Que signifie Ne faire ni une ni deux ?
Ne faire ni une ni deux c’est agir sans hésiter.
Quelle est l’origine de cette expression ?
Selon ce que suggère notre illustration, nous pourrions être face à un paysage audiovisuel où les chaînes de télévision N°1 (la une) et N°2 (la deux) ne seraient pas autorisées. Et l’expression viendrait donc alors d’une version elliptique de “ne faire (le choix de) ni (la) une ni (la) deux”.

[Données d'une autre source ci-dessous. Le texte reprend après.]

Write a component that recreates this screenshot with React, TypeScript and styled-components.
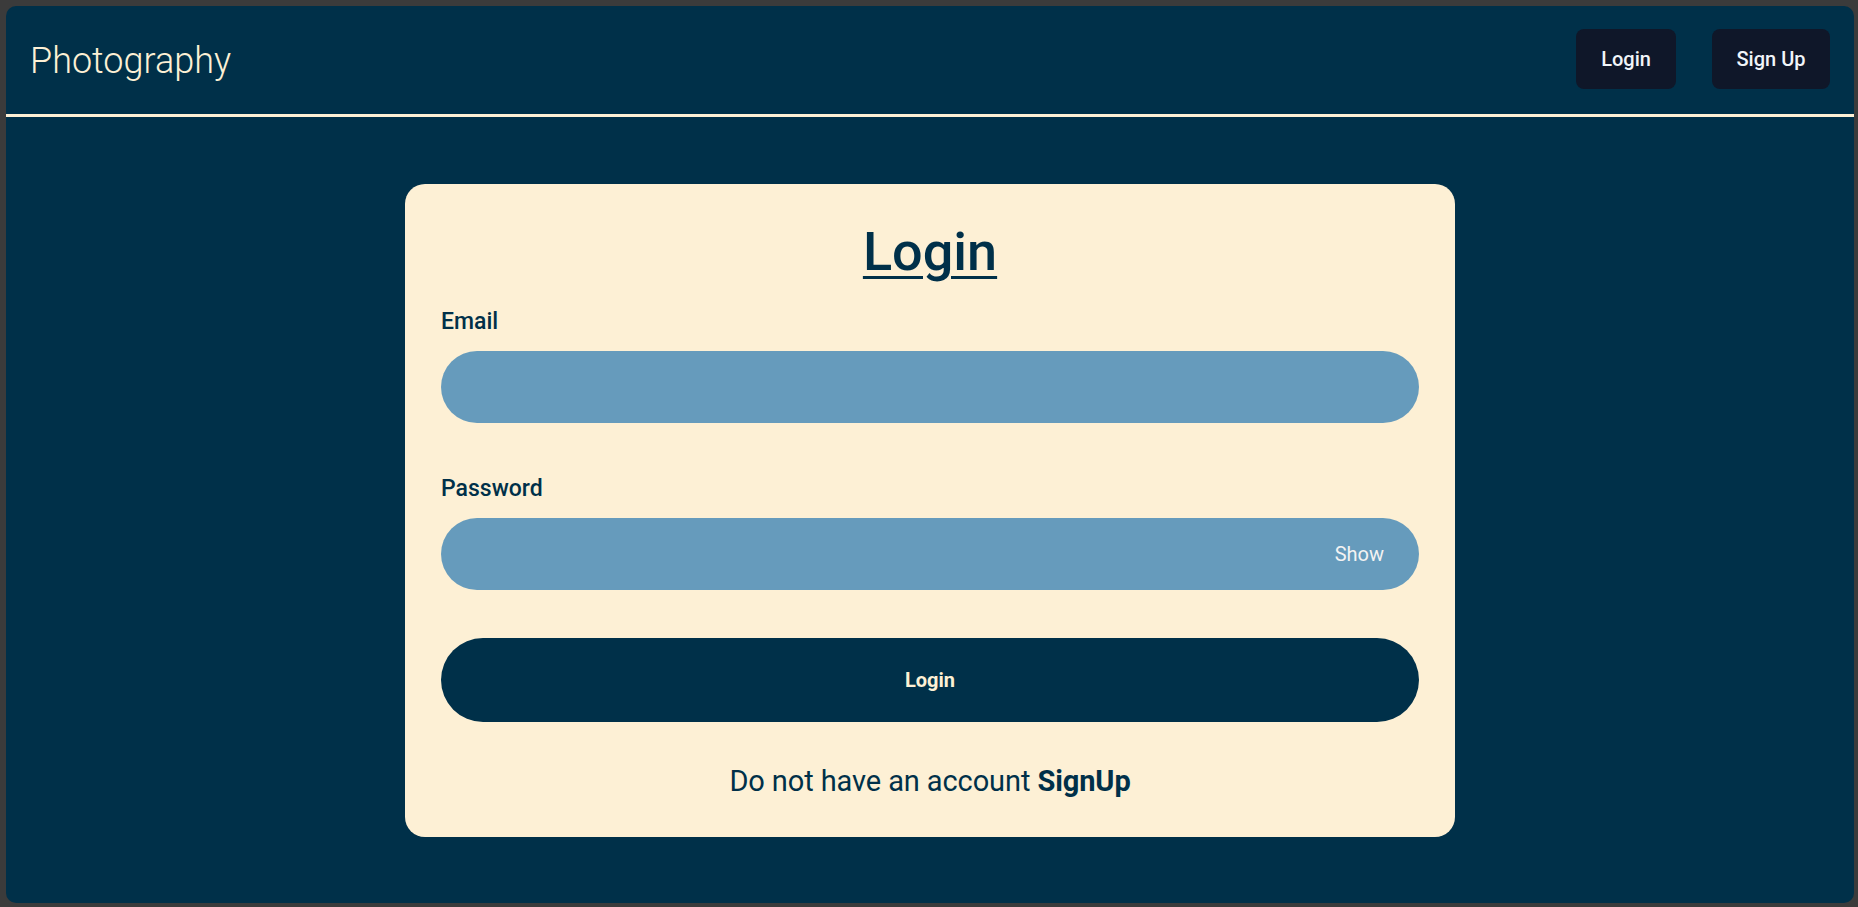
import React, { useState } from "react";
import styled, { createGlobalStyle } from "styled-components";

const GlobalStyle = createGlobalStyle`
  * { box-sizing: border-box; }
  html, body { margin: 0; padding: 0; background: #3b3b3b; }
  body { font-family: Roboto, "Liberation Sans", sans-serif; }
  #root { padding: 6px 4px 4px 6px; }
`;

const Frame = styled.div`
  width: 1848px;
  height: 897px;
  background: #003049;
  border-radius: 10px;
  overflow: hidden;
  display: flex;
  flex-direction: column;
`;

const Header = styled.header`
  height: 111px;
  flex: none;
  display: flex;
  align-items: center;
  justify-content: space-between;
  padding: 0 24px 3px 24px;
  border-bottom: 3px solid #fdf0d5;
`;

const Brand = styled.div`
  color: #fdf0d5;
  font-size: 36px;
  font-weight: 300;
  margin-top: 4px;
`;

const Nav = styled.nav`
  display: flex;
  gap: 36px;
`;

const NavButton = styled.button<{ $w: number }>`
  width: ${(p) => p.$w}px;
  height: 60px;
  border: none;
  border-radius: 8px;
  background: #0f1729;
  color: #f1f5f9;
  font-family: Roboto, sans-serif;
  font-size: 20px;
  font-weight: 500;
  cursor: pointer;
`;

const Main = styled.main`
  flex: 1;
  display: flex;
  align-items: center;
  justify-content: center;
`;

const Card = styled.form`
  width: 1050px;
  background: #fdf0d5;
  border-radius: 20px;
  padding: 36px 36px 38px 36px;
  display: flex;
  flex-direction: column;
  color: #003049;
`;

const Title = styled.h1`
  margin: 0 0 24px;
  text-align: center;
  font-size: 54px;
  line-height: 64px;
  font-weight: 500;
  text-decoration: underline;
  text-decoration-thickness: 3px;
  text-underline-offset: 6px;
`;

const Label = styled.label<{ $top?: number }>`
  display: block;
  font-size: 23px;
  line-height: 28px;
  font-weight: 500;
  margin: ${(p) => p.$top ?? 0}px 0 15px;
`;

const Field = styled.div`
  position: relative;
  height: 72px;
  width: 978px;
`;

const Input = styled.input`
  width: 100%;
  height: 100%;
  border: none;
  outline: none;
  border-radius: 36px;
  background: #669bbc;
  padding: 0 100px 0 32px;
  font-size: 20px;
  color: #fdf0d5;
  font-family: Roboto, sans-serif;
`;

const ShowToggle = styled.span`
  position: absolute;
  right: 35px;
  top: 50%;
  transform: translateY(-50%);
  color: #f3f3f3;
  font-size: 20px;
  cursor: pointer;
`;

const Submit = styled.button`
  margin-top: 48px;
  width: 978px;
  height: 84px;
  border: none;
  border-radius: 42px;
  background: #003049;
  color: #fdf0d5;
  font-family: Roboto, sans-serif;
  font-size: 20px;
  font-weight: 700;
  cursor: pointer;
`;

const Footer = styled.p`
  margin: 41px 0 0;
  text-align: center;
  font-size: 29px;
  line-height: 36px;
  font-weight: 400;
  letter-spacing: -0.1px;
`;

const Strong = styled.b`
  font-weight: 700;
`;

export default function App() {
  const [show, setShow] = useState(false);
  return (
    <>
      <GlobalStyle />
      <Frame>
        <Header>
          <Brand>Photography</Brand>
          <Nav>
            <NavButton $w={100}>Login</NavButton>
            <NavButton $w={118}>Sign Up</NavButton>
          </Nav>
        </Header>
        <Main>
          <Card onSubmit={(e) => e.preventDefault()}>
            <Title>Login</Title>
            <Label htmlFor="email">Email</Label>
            <Field>
              <Input id="email" type="email" />
            </Field>
            <Label htmlFor="password" $top={52}>
              Password
            </Label>
            <Field>
              <Input id="password" type={show ? "text" : "password"} />
              <ShowToggle onClick={() => setShow(!show)}>{show ? "Hide" : "Show"}</ShowToggle>
            </Field>
            <Submit type="submit">Login</Submit>
            <Footer>
              Do not have an account <Strong>SignUp</Strong>
            </Footer>
          </Card>
        </Main>
      </Frame>
    </>
  );
}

Mais oublions vite cette hypothèse fantaisiste de notre illustrateur car l’origine de l’expression est bien plus ancienne et plus sérieuse.
Vous avez dit ellipse ?
Tout d’abord il s’agirait bien d’une ellipse mais c’est le mot “fois” qui aurait disparu. Donc, la phrase entière serait “ne faire ni une fois ni deux fois”. Mais avant d’en arriver là, le chemin a été long.
Du 17ème au 18ème siècle
- L’expression “Il n’en faut point faire à deux fois” est attestée depuis le 16ème siècle au sens de « Il faut finir tout d’un coup ». C’est ce que nous dit Antoine Oudin dans “Curiositez françoises” (1640).
- L’expression ci-dessus avait même déjà une version elliptique “n’en pas faire à deux”. A titre d’exemple, Montaigne l’utilise ainsi en 1580 : “Ce n’est pas une âme, ce n’est pas un corps qu’on dresse, c’est un homme ; il n’en faut pas faire à deux ” (Les Essais, livre premier, chapitre “De l’institution des enfans“).
- A partir du 18ème siècle, l’expression s’enrichit du “ni ni”. On en trouve un exemple dans “Les mémoires de la Baronne de *** écrits par elle-même” (1740) : “Et puis tout d’un coup, sans en faire ni un ni deux, le velà tombé tout droit à mes pieds.”
- Progressivement, jusqu’à la fin du 18ème, le “ni un” est devenu “ni une”. C’est employé ainsi dans le numéro de Janvier 1786 des “lunes du cousin Jacques” (1786) de Louis Abel Beffroy de Reigny : “Le voilà, qui n’en fait ni une ni deux, et qui m’applique un coup de canne sur l’épaule gauche … d’une force dont on n’a pas l’idée”.
Dernière étape au 19ème siècle
Et au 19ème siècle “n’en” disparaît au profit de “ne”. Un très bel exemple avec “Impressions de voyage” (1838) d’Alexandre Dumas : “On m’ouvrit un appartement où il y avait des tapis partout. Des rideaux de soie, des chaises en velours, un luxe quoi ! Ma foi je ne fis ni une ni deux : je laissai mes souliers à la porte, et j’entrai comme chez moi.”
Puis les exemples furent ensuite très nombreux en littérature.
Voilà donc comment on serait passé de “n’en point faire à deux fois” (17ème) à l’expression actuelle, l’idée principale restant identique : agir sans hésiter.